Should I go on? The list can still go on, anyway.

Setiap pekan ujian berakhir dan pekan kompetisi antarkelas yang disebut classmeeting dimulai, di sekolah saya selalu tanpa henti diputarkan lagu-lagu jihad yang memuja martyrdom melalui loudspeaker. Tidak sekadar satu-dua guru kerap menyampaikan bahwa mati syahid adalah tujuan tertinggi hidup selaku muslim. Saya disuapi informasi bahwa konflik Palestina (dan Timur Tengah) adalah tentang semata-mata ambisi menumpas umat Islam, alih-alih perkara geopolitik yang kompleks. Saya dan teman-teman juga pernah diminta berpartisipasi dalam pawai menolak pornografi dan pornoaksi oleh pihak sekolah. Ask my mother if you don't believe this. I told her about my experience after school and she didn't seem to like it. Bayangkan. Saya diajak lantang meneriakkan, "Tolak pornografi! Tolak pornoaksi!" tanpa sama sekali memahami apa sebenarnya yang dimaksud dengan 'pornografi' serta 'pornoaksi'. Barangkali memang tidak semengerikan bocah-bocah berpawai menyerukan "Bunuh! Bunuh!", tetapi hakikatnya sama: anak-anak dilibatkan secara aktif untuk mendukung agenda orang dewasa, apa pun itu.

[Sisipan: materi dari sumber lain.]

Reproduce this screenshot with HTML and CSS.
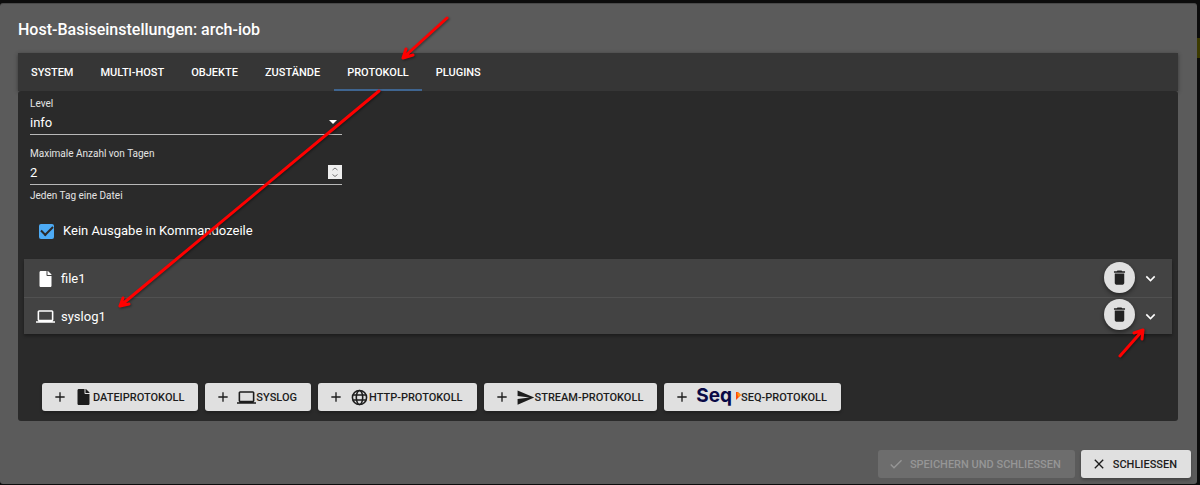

Remember 9/11? I was in the first grade, and I still can recall that one of the teacher spoke something like, "This is a punishment for America" when I asked about it. I was arguably a smart kid, you know. I watched my dad reads newspaper and checked it out solely due to curiosity. I didn't actually understand what the hell happened, but I knew as much as "America got suicide attacks" from the news. 2002 Bali bombings? We were also made to believe that it was a form of God's wrath. "Azab dari Allah", begitu yang sering saya dengar. I was shaped that way for years. Untuk mempercayai bahwa tindakan-tindakan merenggut nyawa orang lain, di negara yang sedang tidak dalam kondisi berperang, bisa dimaklumi atas berbagai alasan. Untuk meyakini bahwa tidak sebaiknya menjalin interaksi dengan golongan-golongan yang berbeda identitasnya dengan saya. I was once, very close to such level of extremism, and perhaps even a part of it. Maybe it was just my school, maybe it was just some of my teachers, but I can't pretend and say otherwise. There was a time when I received such teachings.

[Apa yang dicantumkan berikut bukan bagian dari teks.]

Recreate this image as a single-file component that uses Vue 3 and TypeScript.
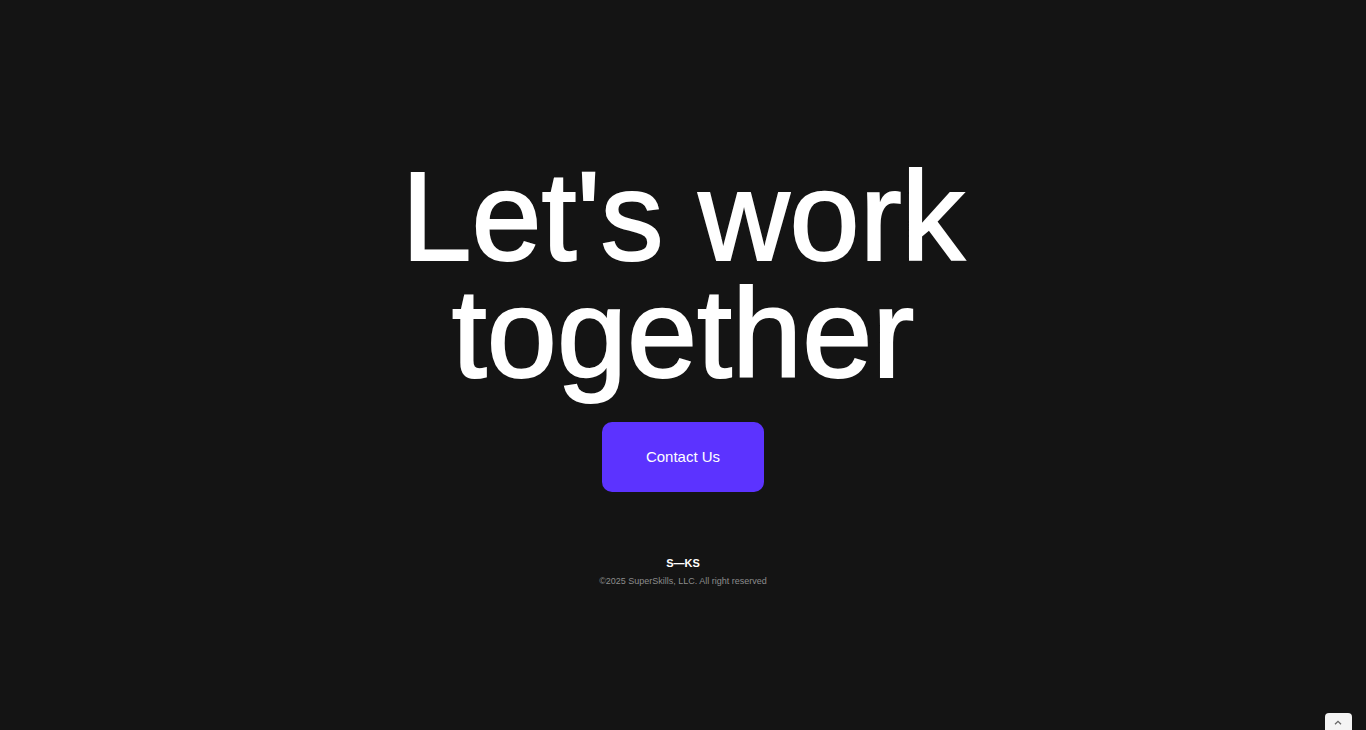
<script setup lang="ts">
const titleLines: string[] = ["Let's work", 'together']

function scrollToTop(): void {
  window.scrollTo({ top: 0, behavior: 'smooth' })
}
</script>

<template>
  <div class="page">
    <main class="hero">
      <h1 class="title">
        <span v-for="line in titleLines" :key="line" class="line">{{ line }}</span>
      </h1>
      <a class="contact" href="#contact">Contact Us</a>
    </main>
    <footer class="footer">
      <p class="logo">S<span class="dash">—</span>KS</p>
      <p class="copyright">©2025 SuperSkills, LLC. All right reserved</p>
    </footer>
    <button class="to-top" type="button" aria-label="Back to top" @click="scrollToTop">
      <svg width="9" height="5" viewBox="0 0 9 5" aria-hidden="true">
        <path d="M1 4.3 4 1.3 7 4.3" fill="none" stroke="#666" stroke-width="1.3" />
      </svg>
    </button>
  </div>
</template>

<style>
body {
  margin: 0;
  background: #141414;
}
</style>

<style scoped>
.page {
  box-sizing: border-box;
  min-height: 100vh;
  padding-top: 158px;
  display: flex;
  flex-direction: column;
  align-items: center;
  background: #141414;
  color: #fff;
  font-family: "Liberation Sans", Arial, sans-serif;
  text-align: center;
}

.hero {
  display: flex;
  flex-direction: column;
  align-items: center;
  gap: 30px;
}

.title {
  margin: 0;
  font-size: 126px;
  font-weight: 400;
  line-height: 117px;
  -webkit-text-stroke: 2px #fff;
}

.line {
  display: block;
}

.contact {
  padding: 0 44px;
  border-radius: 10px;
  background: #5c33ff;
  color: #fff;
  font-size: 15px;
  line-height: 70px;
  text-decoration: none;
}

.footer {
  margin-top: 62px;
}

.logo,
.copyright {
  margin: 0;
}

.logo {
  font-size: 11px;
  font-weight: 700;
  line-height: 18px;
}

.copyright {
  color: #8c8c8c;
  font-size: 9px;
  line-height: 18px;
}

.to-top {
  position: fixed;
  right: 14px;
  bottom: 0;
  width: 27px;
  height: 17px;
  padding: 2px 0 0;
  display: flex;
  align-items: center;
  justify-content: center;
  border: 0;
  border-radius: 4px 4px 0 0;
  background: #f4f4f4;
  cursor: pointer;
}
</style>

Saya bersyukur telah diberikan kesempatan belajar makin banyak hal, seiring berlalunya waktu. Menyadari bahwa penafsiran agama yang saya dengar saat itu pun tidak bisa dibenarkan. Menyadari bahwa kepercayaan yang saya anut, sesungguhnya sangat mengutamakan nilai-nilai kemanusiaan universal. But then again, it's not enough. It is not, and will not be, enough. Tidak cukup hanya dengan menjadi seorang 'muslim yang baik'. Tidak cukup hanya dengan menjadi muslim yang tidak berpartisipasi dalam tindak ekstremisme, radikalisme, dan terorisme. Tidak hari ini.

I want to be braver. I want us, the muslim community, to be better. And kinder. Please don't backpedal on this. Those bombings in Surabaya has something to do with us, with our people. And we have a huge responsibility to fix it.